The entries below should be given again exactly, minus their pictures.

[Interface markup and scripts]
>>>>
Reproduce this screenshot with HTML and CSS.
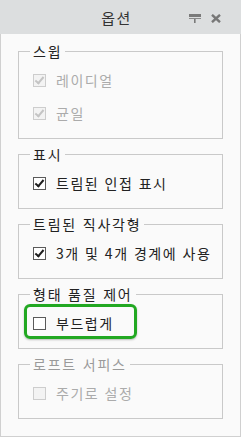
FILE: index.html
```html
<!DOCTYPE html>
<html lang="ko">
<head>
<meta charset="utf-8">
<title>옵션</title>
<link rel="stylesheet" href="styles.css">
</head>
<body>
<div class="panel">
  <div class="titlebar">
    <span></span>
    <span class="title">옵션</span>
    <span class="tools">
      <svg class="pin" width="12" height="9" viewBox="0 0 12 9"><rect x="0" y="0" width="12" height="3" fill="#7a7a7a"/><rect x="0" y="4" width="12" height="1" fill="#8a8a8a"/><rect x="5" y="5" width="1.6" height="4" fill="#7a7a7a"/></svg>
      <svg class="close" width="10" height="9" viewBox="0 0 10 9"><path d="M1 0.8 L9 8.2 M9 0.8 L1 8.2" stroke="#777" stroke-width="2.4" fill="none"/></svg>
    </span>
  </div>
  <div class="content">
    <fieldset class="group">
      <legend>스윕</legend>
      <div class="rows">
        <div class="row disabled"><span class="cb checked"></span><span class="label">레이디얼</span></div>
        <div class="row disabled"><span class="cb checked"></span><span class="label">균일</span></div>
      </div>
    </fieldset>
    <fieldset class="group">
      <legend>표시</legend>
      <div class="rows">
        <div class="row"><span class="cb checked"></span><span class="label">트림된 인접 표시</span></div>
      </div>
    </fieldset>
    <fieldset class="group">
      <legend>트림된 직사각형</legend>
      <div class="rows">
        <div class="row"><span class="cb checked"></span><span class="label">3개 및 4개 경계에 사용</span></div>
      </div>
    </fieldset>
    <fieldset class="group">
      <legend>형태 품질 제어</legend>
      <div class="rows">
        <div class="row highlight"><span class="cb"></span><span class="label">부드럽게</span></div>
      </div>
    </fieldset>
    <fieldset class="group off">
      <legend>로프트 서피스</legend>
      <div class="rows">
        <div class="row disabled"><span class="cb"></span><span class="label">주기로 설정</span></div>
      </div>
    </fieldset>
  </div>
</div>
</body>
</html>
```

FILE: styles.css
```css
html, body {
  margin: 0;
  padding: 0;
  background: #ffffff;
}
body {
  font-family: "Noto Sans CJK KR", "Noto Sans", sans-serif;
  font-size: 14px;
  color: #222;
}
.panel {
  width: 241px;
  height: 437px;
  box-sizing: border-box;
  border: 1px solid #d0d0d0;
  border-top: none;
  background: #fafafa;
}
.titlebar {
  height: 34px;
  margin: 0 -1px;
  background: #dcdedf;
  display: grid;
  grid-template-columns: 1fr auto 1fr;
  align-items: center;
}
.title {
  font-size: 15px;
  color: #333;
  letter-spacing: 1.5px;
  line-height: 20px;
  padding-right: 8px;
  padding-top: 1px;
}
.tools {
  justify-self: end;
  display: flex;
  align-items: center;
  gap: 10px;
  padding-right: 20px;
  padding-top: 2px;
}
.pin, .close { display: block; }
.content {
  padding: 8px 17px 0 17px;
  display: flex;
  flex-direction: column;
  gap: 6px;
}
.group {
  margin: 0;
  padding: 0;
  min-width: 0;
  border: 1px solid #c9c9c9;
}
.group legend {
  margin-left: 11px;
  padding: 0 3px;
  line-height: 18px;
  letter-spacing: 1.8px;
  color: #222;
}
.group.off legend { color: #9a9a9a; }
.rows {
  padding: 10px 0 15px 14px;
  display: flex;
  flex-direction: column;
  gap: 13px;
}
.row {
  position: relative;
  height: 20px;
  display: flex;
  align-items: center;
  gap: 10px;
}
.label {
  line-height: 20px;
  letter-spacing: 1.5px;
  color: #222;
}
.cb {
  width: 11px;
  height: 11px;
  border: 1px solid #5a5a5a;
  background: #ffffff;
  position: relative;
  flex: none;
}
.cb.checked::after {
  content: "";
  position: absolute;
  left: 3px;
  top: 0px;
  width: 3px;
  height: 7px;
  border: solid #1e1e1e;
  border-width: 0 2px 2px 0;
  transform: rotate(40deg);
}
.row.disabled .label { color: #ababab; }
.row.disabled .cb {
  border-color: #cdcdcd;
  background: #f3f3f3;
}
.row.disabled .cb.checked::after { border-color: #c4c4c4; }
.row.highlight::before {
  content: "";
  position: absolute;
  left: -9px;
  top: -9px;
  width: 107px;
  height: 29px;
  border: 3px solid #22a822;
  border-radius: 6px;
  box-shadow: 0 1px 2px rgba(0,0,0,0.25);
}
```
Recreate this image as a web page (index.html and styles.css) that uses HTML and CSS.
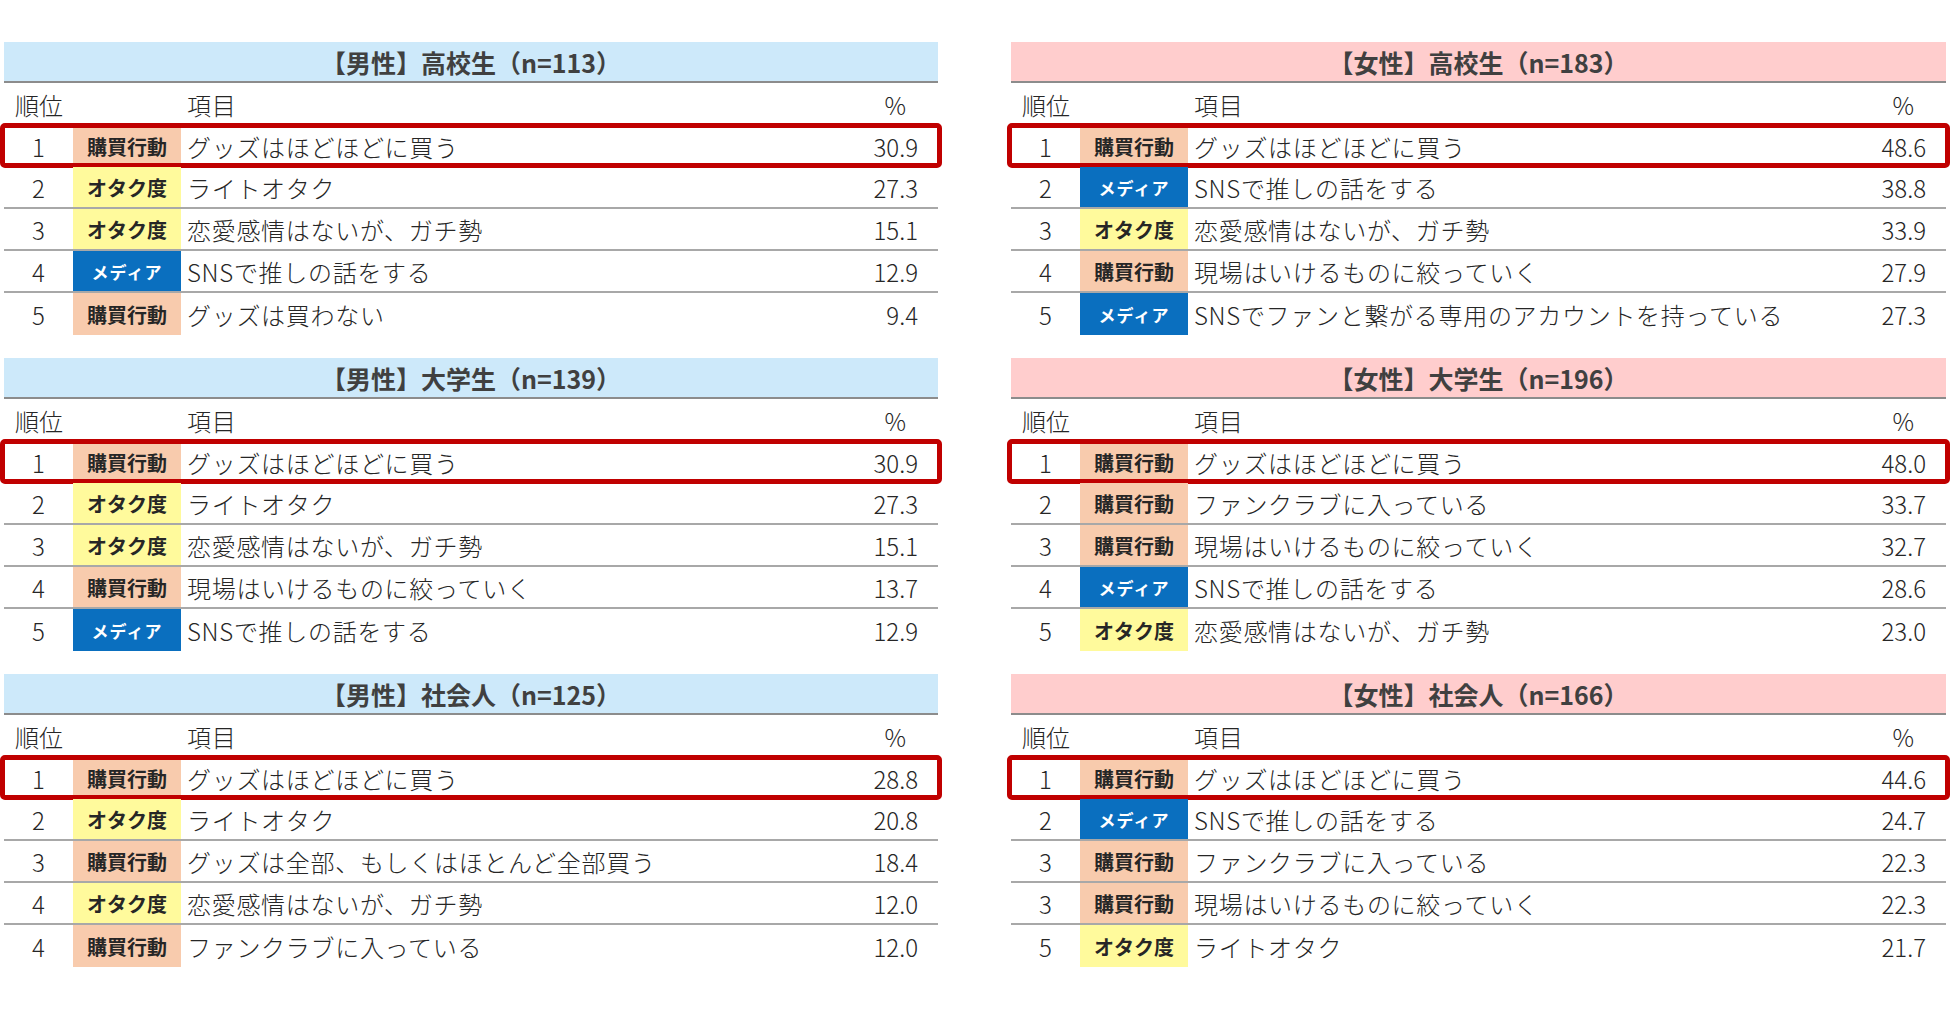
<<<<
## TASK ANSWER
Reproduce this screenshot with HTML and CSS.
FILE: index.html
```html
<!DOCTYPE html>
<html lang="ko">
<head>
<meta charset="utf-8">
<title>옵션</title>
<link rel="stylesheet" href="styles.css">
</head>
<body>
<div class="panel">
  <div class="titlebar">
    <span></span>
    <span class="title">옵션</span>
    <span class="tools">
      <svg class="pin" width="12" height="9" viewBox="0 0 12 9"><rect x="0" y="0" width="12" height="3" fill="#7a7a7a"/><rect x="0" y="4" width="12" height="1" fill="#8a8a8a"/><rect x="5" y="5" width="1.6" height="4" fill="#7a7a7a"/></svg>
      <svg class="close" width="10" height="9" viewBox="0 0 10 9"><path d="M1 0.8 L9 8.2 M9 0.8 L1 8.2" stroke="#777" stroke-width="2.4" fill="none"/></svg>
    </span>
  </div>
  <div class="content">
    <fieldset class="group">
      <legend>스윕</legend>
      <div class="rows">
        <div class="row disabled"><span class="cb checked"></span><span class="label">레이디얼</span></div>
        <div class="row disabled"><span class="cb checked"></span><span class="label">균일</span></div>
      </div>
    </fieldset>
    <fieldset class="group">
      <legend>표시</legend>
      <div class="rows">
        <div class="row"><span class="cb checked"></span><span class="label">트림된 인접 표시</span></div>
      </div>
    </fieldset>
    <fieldset class="group">
      <legend>트림된 직사각형</legend>
      <div class="rows">
        <div class="row"><span class="cb checked"></span><span class="label">3개 및 4개 경계에 사용</span></div>
      </div>
    </fieldset>
    <fieldset class="group">
      <legend>형태 품질 제어</legend>
      <div class="rows">
        <div class="row highlight"><span class="cb"></span><span class="label">부드럽게</span></div>
      </div>
    </fieldset>
    <fieldset class="group off">
      <legend>로프트 서피스</legend>
      <div class="rows">
        <div class="row disabled"><span class="cb"></span><span class="label">주기로 설정</span></div>
      </div>
    </fieldset>
  </div>
</div>
</body>
</html>
```

FILE: styles.css
```css
html, body {
  margin: 0;
  padding: 0;
  background: #ffffff;
}
body {
  font-family: "Noto Sans CJK KR", "Noto Sans", sans-serif;
  font-size: 14px;
  color: #222;
}
.panel {
  width: 241px;
  height: 437px;
  box-sizing: border-box;
  border: 1px solid #d0d0d0;
  border-top: none;
  background: #fafafa;
}
.titlebar {
  height: 34px;
  margin: 0 -1px;
  background: #dcdedf;
  display: grid;
  grid-template-columns: 1fr auto 1fr;
  align-items: center;
}
.title {
  font-size: 15px;
  color: #333;
  letter-spacing: 1.5px;
  line-height: 20px;
  padding-right: 8px;
  padding-top: 1px;
}
.tools {
  justify-self: end;
  display: flex;
  align-items: center;
  gap: 10px;
  padding-right: 20px;
  padding-top: 2px;
}
.pin, .close { display: block; }
.content {
  padding: 8px 17px 0 17px;
  display: flex;
  flex-direction: column;
  gap: 6px;
}
.group {
  margin: 0;
  padding: 0;
  min-width: 0;
  border: 1px solid #c9c9c9;
}
.group legend {
  margin-left: 11px;
  padding: 0 3px;
  line-height: 18px;
  letter-spacing: 1.8px;
  color: #222;
}
.group.off legend { color: #9a9a9a; }
.rows {
  padding: 10px 0 15px 14px;
  display: flex;
  flex-direction: column;
  gap: 13px;
}
.row {
  position: relative;
  height: 20px;
  display: flex;
  align-items: center;
  gap: 10px;
}
.label {
  line-height: 20px;
  letter-spacing: 1.5px;
  color: #222;
}
.cb {
  width: 11px;
  height: 11px;
  border: 1px solid #5a5a5a;
  background: #ffffff;
  position: relative;
  flex: none;
}
.cb.checked::after {
  content: "";
  position: absolute;
  left: 3px;
  top: 0px;
  width: 3px;
  height: 7px;
  border: solid #1e1e1e;
  border-width: 0 2px 2px 0;
  transform: rotate(40deg);
}
.row.disabled .label { color: #ababab; }
.row.disabled .cb {
  border-color: #cdcdcd;
  background: #f3f3f3;
}
.row.disabled .cb.checked::after { border-color: #c4c4c4; }
.row.highlight::before {
  content: "";
  position: absolute;
  left: -9px;
  top: -9px;
  width: 107px;
  height: 29px;
  border: 3px solid #22a822;
  border-radius: 6px;
  box-shadow: 0 1px 2px rgba(0,0,0,0.25);
}
```
Recreate this image as a web page (index.html and styles.css) that uses HTML and CSS.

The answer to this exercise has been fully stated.